To see how these two questions differ, let’s look at the scale again. Imagine that I assigned a book report to assess students’ understanding of a novel and ability to explore multiple interpretations critically. Why is the descriptor “Student writes all content but asks AI for feedback to improve” so low? Here, the student may be doing the bulk of the writing, but the specific skills I am looking for might actually come from the AI feedback. The issue is that the scale tries to assess who did the “heavy work” in creating the product, when it should focus on who did the “fine work” of demonstrating mastery of the learning objectives.
Similarly, why is the descriptor “AI writes content but student edits based on learning from class” so high? Here, the student may not be doing the busy, initial work of stringing words together, but they might be the one doing the relevant cognitive lift by assessing, correcting, and adding to the AI work to achieve the learning outcomes.
This example tells us a number of things.
First, that there is a difference between the proportion of work done and the authenticity of the learning displayed. Students might do almost all of the writing, but have the AI perform the cognitive operations being assessed. Conversely, they might demonstrate the latter, and leverage AI to do everything else.
Second, that AI scales should not be used to gauge how much AI was used overall in the creation of a product, but how much it was used at the specific steps that are being assessed. AI scales largely replicate the production process of traditional assessments, such as essays:
[No AI]
Initial ideas/research
Outline
Draft
Feedback
Final product
[Full AI]
If AI is only used to conduct research, the final paper itself might be safely attributable to the student, but this is irrelevant if the point was to assess their ability to do research.
As a matter of fact, the question is not how much they used AI for whatever purpose, but how well they used it for this specific purpose (with the understanding that the best and most appropriate use is sometimes: not at all).
What we need is thus not an AI Scale with fixed overall levels, but rather an AI Dashboard, with fine controls over AI use for different aspects of an assessment.
The Golden Rule of AI Use
This is why the matrix I proposed in late 2023 was not organized by levels, but rather by categories applicable to each level.
Thus, AI can be used with meaningful student input (or not) at the brainstorming as well as at the editing stage — for instance with a carefully crafted prompt. Likewise, its outputs can be scrutinized and made one’s own (or not) at any step in the process.
Interestingly, this matrix already featured a “Golden Rule”:
“Students can use AI for everything — except for the specific cognitive operations that are being assessed.”
It is a good rule of thumb, but could be further improved.
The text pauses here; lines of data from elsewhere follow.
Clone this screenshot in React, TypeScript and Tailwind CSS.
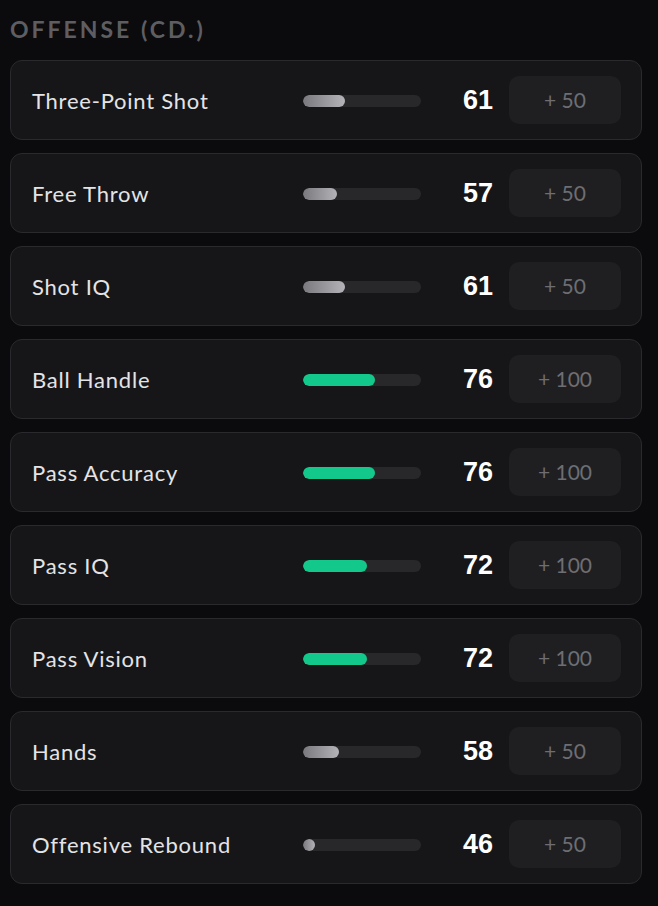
import React from 'react';

interface Attribute {
  name: string;
  value: number;
  cost: number;
}

const ATTRIBUTES: Attribute[] = [
  { name: 'Three-Point Shot', value: 61, cost: 50 },
  { name: 'Free Throw', value: 57, cost: 50 },
  { name: 'Shot IQ', value: 61, cost: 50 },
  { name: 'Ball Handle', value: 76, cost: 100 },
  { name: 'Pass Accuracy', value: 76, cost: 100 },
  { name: 'Pass IQ', value: 72, cost: 100 },
  { name: 'Pass Vision', value: 72, cost: 100 },
  { name: 'Hands', value: 58, cost: 50 },
  { name: 'Offensive Rebound', value: 46, cost: 50 },
];

const AttributeRow: React.FC<{ attr: Attribute }> = ({ attr }) => {
  // bar is 118px wide, fill grows 2px per point above 40
  const fill = Math.max(12, Math.min(118, (attr.value - 40) * 2));
  const high = attr.value >= 70;

  return (
    <div className="h-[80px] rounded-[12px] border border-[#2a2a2e] bg-[#161618] flex items-center pl-[21px] pr-[20px]">
      <span className="flex-1 text-[22px] text-[#e4e4e6] font-['Lato',sans-serif] tracking-[0.035em]">{attr.name}</span>
      <div className="w-[118px] h-[12px] rounded-full bg-[#28282b] overflow-hidden mt-[2px]">
        <div
          className={
            high
              ? 'h-full rounded-full bg-[#12c98b]'
              : 'h-full rounded-full bg-gradient-to-r from-[#7a7a7e] to-[#b4b4b8]'
          }
          style={{ width: fill }}
        />
      </div>
      <span className="w-[72px] text-right text-[27px] font-bold text-white font-['Liberation_Sans',sans-serif]">
        {attr.value}
      </span>
      <button className="ml-[16px] w-[112px] h-[48px] rounded-[10px] bg-[#1f1f22] text-[21px] text-[#6e6e72] font-['Lato',sans-serif]">
        + {attr.cost}
      </button>
    </div>
  );
};

export default function App() {
  return (
    <div className="min-h-[906px] w-[658px] bg-[#0b0b0d] pl-[10px] pr-[16px] pt-[16px] pb-[20px]">
      <h2 className="text-[23px] font-bold tracking-[0.13em] text-[#5e5e62] font-['Lato',sans-serif] leading-[26px]">
        OFFENSE (CD.)
      </h2>
      <div className="mt-[18px] flex flex-col gap-[13px]">
        {ATTRIBUTES.map((a) => (
          <AttributeRow key={a.name} attr={a} />
        ))}
      </div>
    </div>
  );
}
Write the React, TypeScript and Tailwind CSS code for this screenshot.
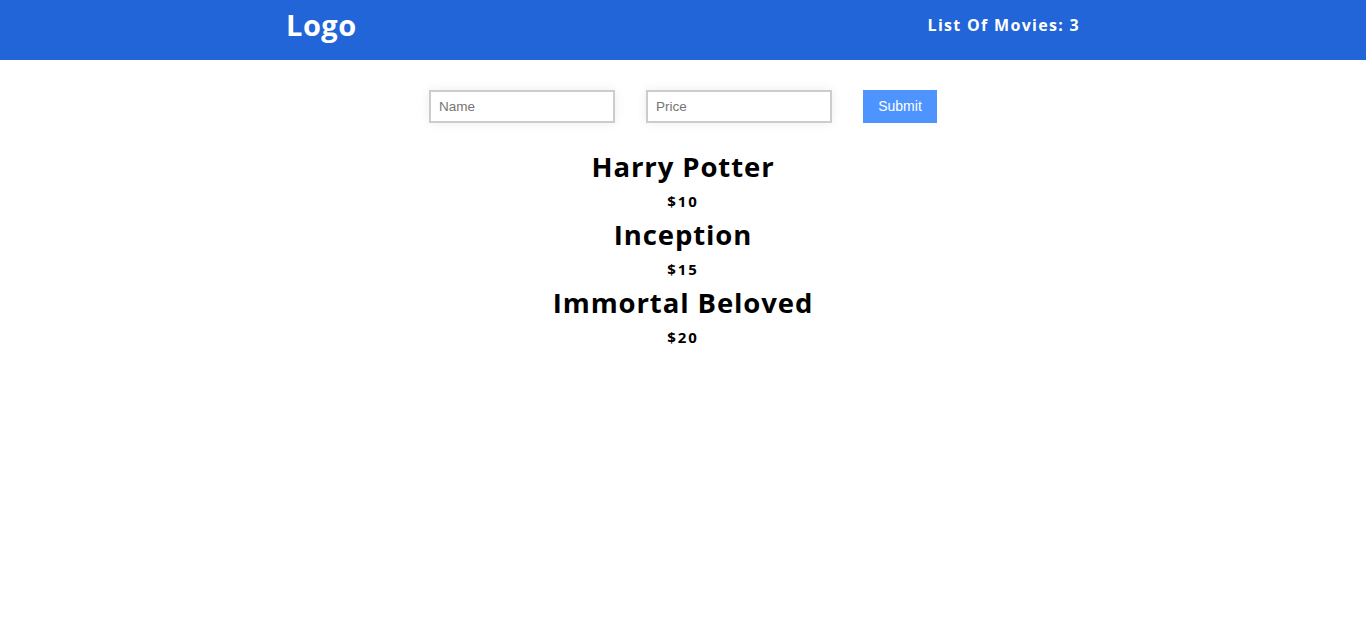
import React, { useState } from 'react';

type Movie = { name: string; price: number };

const initialMovies: Movie[] = [
  { name: 'Harry Potter', price: 10 },
  { name: 'Inception', price: 15 },
  { name: 'Immortal Beloved', price: 20 },
];

const App: React.FC = () => {
  const [movies, setMovies] = useState<Movie[]>(initialMovies);
  const [name, setName] = useState('');
  const [price, setPrice] = useState('');

  const handleSubmit = (e: React.FormEvent) => {
    e.preventDefault();
    if (!name || !price) return;
    setMovies([...movies, { name, price: Number(price) }]);
    setName('');
    setPrice('');
  };

  return (
    <div className="min-h-screen bg-white font-['Open_Sans',sans-serif]">
      <nav className="h-[60px] bg-[#2165d8] text-white">
        <div className="mx-auto flex h-full w-[794px] items-center justify-between pb-[10px]">
          <h1 className="text-[29px] font-bold tracking-[0.5px]">Logo</h1>
          <h3 className="text-[16px] font-bold tracking-[1.3px]">List Of Movies: {movies.length}</h3>
        </div>
      </nav>

      <form onSubmit={handleSubmit} className="mt-[30px] flex items-center justify-center gap-[31px] font-['Liberation_Sans',Arial,sans-serif]">
        <input
          type="text"
          placeholder="Name"
          value={name}
          onChange={(e) => setName(e.target.value)}
          className="h-[33px] w-[186px] border-2 border-[#cccccc] px-2 text-[13.5px] shadow-[0_0_10px_rgba(0,0,0,0.08)] outline-none placeholder:text-[#757575]"
        />
        <input
          type="text"
          placeholder="Price"
          value={price}
          onChange={(e) => setPrice(e.target.value)}
          className="h-[33px] w-[186px] border-2 border-[#cccccc] px-2 text-[13.5px] shadow-[0_0_10px_rgba(0,0,0,0.08)] outline-none placeholder:text-[#757575]"
        />
        <button type="submit" className="h-[33px] w-[74px] bg-[#4d94ff] text-[14px] text-white">
          Submit
        </button>
      </form>

      <div className="mt-[24px] flex flex-col items-center text-black">
        {movies.map((m) => (
          <div key={m.name} className="flex flex-col items-center">
            <h2 className="text-[27.5px] leading-[40px] font-bold tracking-[0.9px]">{m.name}</h2>
            <p className="text-[15px] leading-[28px] font-bold tracking-[2px]">${m.price}</p>
          </div>
        ))}
      </div>
    </div>
  );
};

export default App;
Undoubtedly, there are certain competencies that are important for students to develop, even if they will be able to delegate them to AI in the future, because they are fundamental:
They are part of what it means to be human
They are needed for people to be able to use AI effectively (very much like being able to calculate, and even more so being able to think mathematically, is necessary to be able to use a calculator effectively)
They are needed for people to be able to use AI responsibly, including evaluating its outputs and avoiding overreliance and dependence.
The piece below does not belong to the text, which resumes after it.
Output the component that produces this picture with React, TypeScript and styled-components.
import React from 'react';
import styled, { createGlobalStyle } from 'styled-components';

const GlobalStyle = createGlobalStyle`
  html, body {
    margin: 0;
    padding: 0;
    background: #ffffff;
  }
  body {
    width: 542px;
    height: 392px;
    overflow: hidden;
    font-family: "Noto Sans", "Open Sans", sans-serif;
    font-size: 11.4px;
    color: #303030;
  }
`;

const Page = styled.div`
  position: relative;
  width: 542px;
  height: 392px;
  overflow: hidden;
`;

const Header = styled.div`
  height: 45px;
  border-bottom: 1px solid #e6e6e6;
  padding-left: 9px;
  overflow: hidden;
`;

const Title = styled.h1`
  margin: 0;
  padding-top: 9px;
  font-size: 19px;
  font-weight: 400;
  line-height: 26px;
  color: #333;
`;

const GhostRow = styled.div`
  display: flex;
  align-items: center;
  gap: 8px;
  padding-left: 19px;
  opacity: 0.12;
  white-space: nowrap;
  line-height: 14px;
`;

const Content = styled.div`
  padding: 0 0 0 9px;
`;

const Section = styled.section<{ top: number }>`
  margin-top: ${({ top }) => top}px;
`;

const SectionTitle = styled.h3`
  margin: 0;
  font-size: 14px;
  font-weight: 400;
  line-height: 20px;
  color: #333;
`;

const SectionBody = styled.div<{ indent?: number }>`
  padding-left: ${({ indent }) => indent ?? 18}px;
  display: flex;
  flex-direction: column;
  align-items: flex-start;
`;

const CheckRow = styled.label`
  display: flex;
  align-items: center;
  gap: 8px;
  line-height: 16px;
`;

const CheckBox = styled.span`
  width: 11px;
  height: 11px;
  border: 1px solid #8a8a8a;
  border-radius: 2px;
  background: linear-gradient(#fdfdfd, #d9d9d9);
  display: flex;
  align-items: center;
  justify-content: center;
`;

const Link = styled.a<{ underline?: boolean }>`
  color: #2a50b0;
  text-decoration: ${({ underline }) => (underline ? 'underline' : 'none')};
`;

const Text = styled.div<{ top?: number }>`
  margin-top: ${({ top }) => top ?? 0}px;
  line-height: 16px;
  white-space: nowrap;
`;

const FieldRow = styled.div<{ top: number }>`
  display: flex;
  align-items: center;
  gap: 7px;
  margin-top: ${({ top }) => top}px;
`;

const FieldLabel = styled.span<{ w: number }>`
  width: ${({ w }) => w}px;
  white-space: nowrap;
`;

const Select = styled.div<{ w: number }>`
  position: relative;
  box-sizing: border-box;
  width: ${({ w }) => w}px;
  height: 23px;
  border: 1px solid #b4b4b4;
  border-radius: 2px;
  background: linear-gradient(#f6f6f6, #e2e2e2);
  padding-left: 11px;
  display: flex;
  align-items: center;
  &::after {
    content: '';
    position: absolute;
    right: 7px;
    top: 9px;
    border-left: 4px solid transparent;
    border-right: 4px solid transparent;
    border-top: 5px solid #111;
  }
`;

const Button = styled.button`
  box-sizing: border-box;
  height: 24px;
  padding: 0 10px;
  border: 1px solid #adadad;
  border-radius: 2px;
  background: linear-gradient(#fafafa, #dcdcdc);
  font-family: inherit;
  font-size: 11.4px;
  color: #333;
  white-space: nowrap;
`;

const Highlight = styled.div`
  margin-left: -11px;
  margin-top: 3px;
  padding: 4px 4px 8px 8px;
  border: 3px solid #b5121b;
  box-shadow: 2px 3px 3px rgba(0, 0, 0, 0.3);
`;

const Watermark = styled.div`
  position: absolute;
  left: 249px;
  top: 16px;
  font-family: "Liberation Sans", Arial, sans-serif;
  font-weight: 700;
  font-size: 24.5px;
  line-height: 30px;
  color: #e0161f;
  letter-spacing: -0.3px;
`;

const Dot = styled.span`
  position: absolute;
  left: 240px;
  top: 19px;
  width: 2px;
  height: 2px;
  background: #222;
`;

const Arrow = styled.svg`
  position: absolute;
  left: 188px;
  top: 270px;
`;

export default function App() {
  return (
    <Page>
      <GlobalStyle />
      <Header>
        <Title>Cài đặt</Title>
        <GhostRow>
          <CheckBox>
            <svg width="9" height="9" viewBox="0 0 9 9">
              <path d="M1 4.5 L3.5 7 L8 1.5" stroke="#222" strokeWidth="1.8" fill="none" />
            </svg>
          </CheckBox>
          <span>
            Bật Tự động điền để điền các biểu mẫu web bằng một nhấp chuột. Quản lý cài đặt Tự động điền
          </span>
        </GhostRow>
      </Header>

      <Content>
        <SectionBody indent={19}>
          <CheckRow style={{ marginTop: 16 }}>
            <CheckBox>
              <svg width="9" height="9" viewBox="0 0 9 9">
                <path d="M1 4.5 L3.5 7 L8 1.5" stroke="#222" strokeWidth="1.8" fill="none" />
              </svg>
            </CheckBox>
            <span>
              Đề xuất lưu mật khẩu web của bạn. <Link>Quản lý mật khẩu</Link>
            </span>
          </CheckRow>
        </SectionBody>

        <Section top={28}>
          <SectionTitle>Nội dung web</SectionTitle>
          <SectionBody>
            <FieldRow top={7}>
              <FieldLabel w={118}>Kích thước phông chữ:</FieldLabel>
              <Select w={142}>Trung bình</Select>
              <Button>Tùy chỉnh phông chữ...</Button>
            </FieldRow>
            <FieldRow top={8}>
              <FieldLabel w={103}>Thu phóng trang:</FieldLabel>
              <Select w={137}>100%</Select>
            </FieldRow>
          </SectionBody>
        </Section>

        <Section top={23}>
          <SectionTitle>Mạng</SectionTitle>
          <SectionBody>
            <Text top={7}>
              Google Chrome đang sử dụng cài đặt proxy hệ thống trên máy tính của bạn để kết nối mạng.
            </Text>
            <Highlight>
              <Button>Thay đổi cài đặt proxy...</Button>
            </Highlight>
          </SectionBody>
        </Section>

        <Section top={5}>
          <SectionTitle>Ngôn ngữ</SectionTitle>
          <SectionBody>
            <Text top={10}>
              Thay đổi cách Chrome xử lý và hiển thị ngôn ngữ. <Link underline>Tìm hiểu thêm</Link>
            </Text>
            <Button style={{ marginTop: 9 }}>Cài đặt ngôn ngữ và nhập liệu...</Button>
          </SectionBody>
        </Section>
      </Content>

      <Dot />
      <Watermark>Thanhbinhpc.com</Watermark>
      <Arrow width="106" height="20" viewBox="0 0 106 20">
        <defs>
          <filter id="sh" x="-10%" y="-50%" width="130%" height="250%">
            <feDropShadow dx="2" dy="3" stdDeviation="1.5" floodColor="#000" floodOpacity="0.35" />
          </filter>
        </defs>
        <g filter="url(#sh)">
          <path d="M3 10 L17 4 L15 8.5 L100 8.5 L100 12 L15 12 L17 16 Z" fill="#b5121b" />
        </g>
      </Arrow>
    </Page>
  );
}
That being said, even the development, demonstration, and maintenance of these competencies can involve some AI assistance — as long as it facilitates their acquisition and is responsible.
Thus, all we need is arguably this Golden Rule:
“Students can use AI for everything — as long as they use it appropriately (effectively and responsibly) for this purpose, including demonstrating their own ability to achieve the learning objectives”.
A Shift and a Question
AI Scales usually describe how students are allowed to use AI to complete a particular assessment — thus assuming that they should not be using it by default or in other ways. In this regard, the Golden Rule operates a major shift by flipping the assumption and accepting that students use AI as needed, as long as it helps and does not hinder their learning (including by bypassing it).
The question, which is not answered by AI Scales either, then becomes: how can we know whether that is the case? This will be the topic of the last article in this series.
AI Scale Assurance:
Students can use AI for anything—as long as they use it appropriately (effectively and responsibly) for this purpose, including demonstrating their ability to achieve the learning objectives.